What Tech Calls Thinking asks readers to closely interrogate tech talk and look beyond the glittery promises to its foundations in exclusion. The book draws its title from German existentialist philosopher Martin Heidegger’s late collection of lectures What is Called Thinking, which considers the thoughtlessness of modern thinking in a world dominated by technology. Heidegger exhorts his audiences in italics:
Most thought-provoking in our thought-provoking time is we are still not thinking.
For Heidegger, to truly think requires a strong resistance to the empty talk of everyday life and a deep contemplation of human existence. While he believes there is a long tradition of forgetting the essence of humanity since the Greeks, his main concern is how late industrial era 20th century technology pares down complex thinking to one “rail” of a metaphorical train-track.
Daub suggests such a reduction of thought to thoughtlessness proves even truer in the 21st century digital world. Yet, he remains keen to show that not all tech culture is as empty as Heidegger asserts. Tech itself, and thinking about tech could and should be meaningful, Daub maintains. For example, he cites the origins of Computer Science as an academic subject under Eric Roberts, Stanford emeritus Professor of Computer Science, whose books and courses have initiated generations of technologists into the great ideas as well as ethical problems of code. Daub also elaborates ideas from Stanford’s famous d.school, asking how its methods have been reduced to mere marking terms that are in fact the opposite of thinking. Ideate! In industry means market first, iterate the same emptiness later.
With chapters dismantling Silicon Valley homilies about rugged individuals who “move fast,” “break things,” and live to tell about it in pseudo-humanizing inspirational Ted-Talks, Daub claims that at every turn tech culture turns out to be nothing more than rapacious capitalism that serves only the few at the top. For all its talk about novel “disruption,” tech merely further entrenches routine forms of corporate domination. Or, as Daub offers in his aphoristic style: “Disruption is the theodicy of hypercapitalism.”
Even when tech soul-searches, it merely performs empty genuflection about “empathy,” and “mindfulness.” Daub elaborates the conceptual origins of such claptrap, arguing that tech derives its power from popular appropriations of the philosophies of Friedrich Nietzsche and Rene Girard, as well as the anti-democratic romantic libertarian schlock of Ayn Rand. Truly a philosophy of selfishness cloaked in the language of self-liberation, Tech culture extorts the gig economy and enables the ostentatious self-pity wallowing of billionaires like Elon Musk when the public shames them for bizarre behavior induced by too much “micro-dosing.”

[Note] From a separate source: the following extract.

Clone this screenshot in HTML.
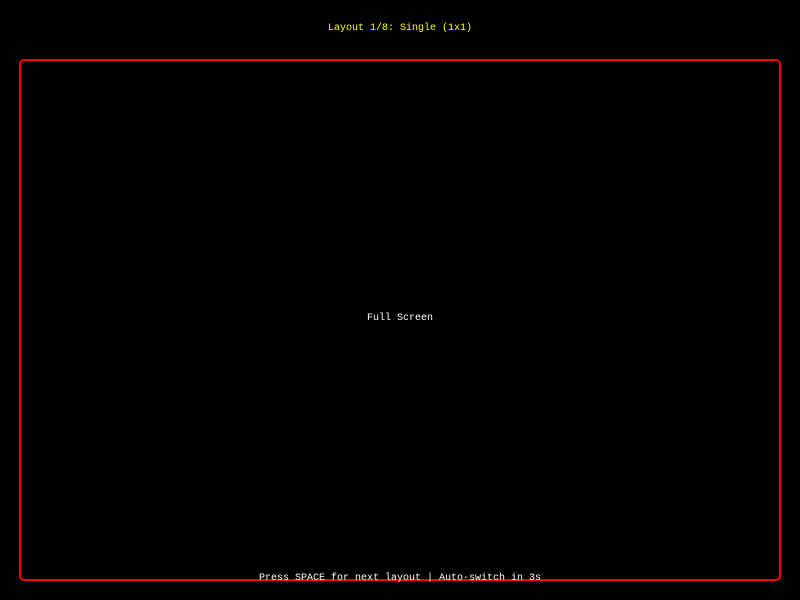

This is a satisfying, ambitious book with a unique outsider perspective. It recalls not merely Heidegger, but another book written by a German émigré, Frankfurt School theorist, Theodor W. Adorno, who like Daub felt no love for American Capitalist culture. What Tech Calls Thinking is Daub’s Minima Moralia, a collection of short reflections and aphorisms, in which Adorno cast a jaundiced eye on American pretensions to private happiness. Daub, also a native of Germany, arrived in the United States under much more auspicious conditions that the World War II refugee, Adorno. Indeed, Daub was educated in American universities and has made his academic career at Stanford since 2008. Yet, a remarkable shared spirit connects Daub’s book to Adorno’s: a deep humanist concern about the cold rationale of Capitalism and all of its false promises. Daub also shares Adorno's almost Augustinian refusal to be immediately interpretable when stacking philosophical concepts and popular ideas shoulder to shoulder. Daub wants readers to slow down, re-read, highlight, and then tweet.
Daub ends his bracing final chapter on the mendacious elitism of Silicon Valley’s “fail better!” culture with a retelling of Greek historian Herodotus’ tale of Polycrates, who being advised he was too successful, threw a valuable ring into the sea to avoid a reversal of fortune. However, a few days later, Polycrates' cooks discovered the ring inside of a fish they’d been preparing. Daub hopes to warn anyone naïve enough to believe they might enjoy the luck of Polycrates. Pretending failure in tech affirms no one’s good fortune. He also invites readers to imagine how the hubris of Silicon Valley billionaire overlords will sow the seeds of their own demise.